Subsídios geralmente são criados como uma tentativa de evitar inflação e proteger os cidadãos contra o impacto doloroso de aumentos dos preços no mercado mundial de energia. Mas os subsídios à energia são caros; eles comem os orçamentos nacionais. Os benefícios acabam indo principalmente para os cidadãos mais ricos e impedem investimentos governamentais mais produtivos em educação ou infraestrutura e reduzem a eficiência energética. Subsídios interferem com a lei da oferta e demanda, desestimulando investimentos tanto em energias alternativas como na exploração de combustíveis fósseis.

"É uma política fadada ao fracasso", diz Fatih Birol, economista-chefe da Agência Internacional de Energia (AIE), "mas vemos que muitos países continuam a praticá-la". Os subsídios persistem porque, como sabem os políticos ucranianos, a eliminação de um subsídio dói imediatamente no bolso dos cidadãos, provoca queda no apoio popular e, por vezes, até mesmo turbulência social.

O FMI estima em US$ 1,9 trilhão o favorecimento governamental em todo o mundo ao consumo de derivados de petróleo, energia elétrica, gás natural e carvão, ou 2,5% do PIB global em 2011. Esse número inclui os custos de danos causados por combustível subsidiado à saúde pública, ao meio ambiente e à infraestrutura; subtraídos esses custos, os países ainda gastam US$ 480 bilhões por ano em subsídios, ou 0,7% do PIB mundial.

Essas despesas estão concentradas sobretudo no Oriente Médio, Ásia, Europa Central e países da ex-União Soviética. O país que mais subsidia o gás natural, com 26% de seu PIB, é o Uzbequistão. A Venezuela subsidia os preços do petróleo no mercado interno em cerca de 8% do PIB, no Iraque, são 14%. Os EUA, maior provedor de subsídios no mundo desenvolvido, depois de Luxemburgo, subsidia gás e diesel no equivalente a 2% do PIB.

Os esforços pela manutenção dos subsídios aos combustíveis intensificou-se quando os preços da energia subiram, em meados da década de 2000. As economias em desenvolvimento aumentaram seus subsídios para acomodar a evolução dos preços mundiais.

Na Ucrânia, os subsídios aumentaram quando a Rússia começou a cobrar mais, durante as agora denominadas "guerras do gás", em 2004 e 2009. Desde 2007, quando a AIE começou a monitorar os subsídios, eles cresceram 40% na Ucrânia. Ao constatar essa tendência preocupante, o FMI, o Banco Mundial e a AIE assumiram os cortes nos subsídios como uma prioridade em nível mundial.

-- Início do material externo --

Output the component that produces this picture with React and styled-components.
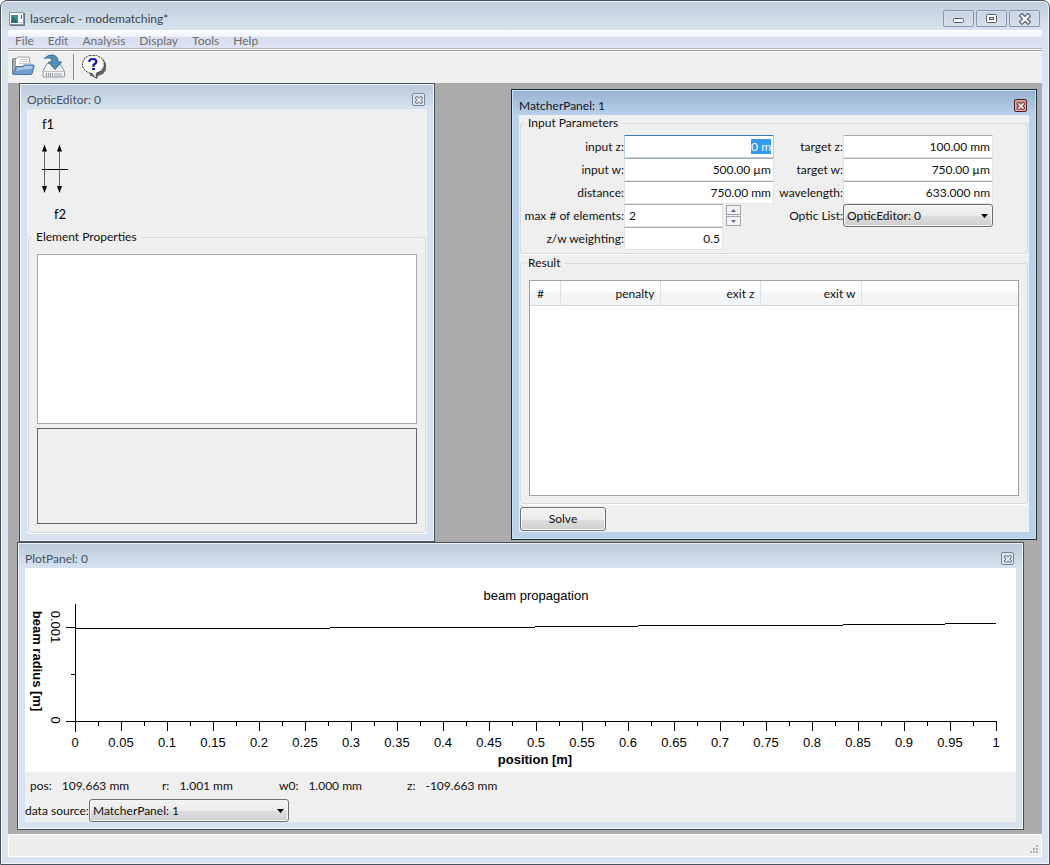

Os governantes gostam de rotular os subsídios aos combustíveis de "programas sociais". Mas a maior parte da ajuda não chega aos pobres. O FMI diz que 61% do benefício de subsídios à gasolina vão para os 20% de cidadãos que possuem carros; o número é um pouco menor para o diesel e o gás natural. "Os pobres passam fome se perderem um dia de trabalho", diz Ramadan Mohamed, um vendedor ambulante de maçãs no Cairo, "mas apesar disso, são os ricos quem têm acesso a subsídios". O Egito gasta 9% do PIB para manter baixos os preços da gasolina.

Subsídios aos combustíveis também geram perda de eficiência, diz Birol, da AIE. De acordo com o Banco Mundial, a intensidade energética, uma medida da quantidade de energia utilizada para a geração de cada US$ 1 mil de PIB, é duas vezes mais alta na Ucrânia do que na Letônia ou na Estônia, economias pós-soviéticas que reduziram seus subsídios.

Subsídios ao consumo de petróleo e de gás suprimem investimentos na exploração de petróleo e de energias alternativas. O Brasil, que conseguiu reduzir os subsídios à gasolina na década de 1990, voltou a adotá-los em 2011, quando a inflação ressurgiu, alimentada em parte pelo aumento dos preços dos combustíveis.

A Petrobras tem sido obrigada a comprar gasolina no exterior e vendê-la no mercado interno com um desconto de 15%. As compras de gasolina estão causando prejuízos que tornam mais difícil para a empresa desenvolver suas novas descobertas de petróleo sob o leito do mar. E essa política de subsídios tornou mais difícil para os produtores brasileiros de etanol competirem no mercado. Os investimentos em produção adicional de etanol caíram, desde o seu pico em 2008.

Os consumidores, que são também eleitores, costumam ver apenas os benefícios de subsídios, dificultando sua eliminação pelos políticos. No ano passado, o FMI elaborou uma lista, por país, de reformas para corrigir as distorções de subsídios no setor energético empreendidas desde a década de 1990. De 22 tentativas, o FMI considerou 12 bem-sucedidas.

O FMI e a AIE recomendam os mesmos passos básicos para suprimir os subsídios. Os países devem parar de ocultar os custos dos subsídios das vistas de seus cidadãos. Tanto o Brasil como a Ucrânia os ocultam nas contas de estatais do setor de energia. É preciso contabilizar os subsídios como um item de custo explícito no orçamento, diz Birol, da AIE, para que os cidadãos compreendam que estão pagando a conta por uma política errônea.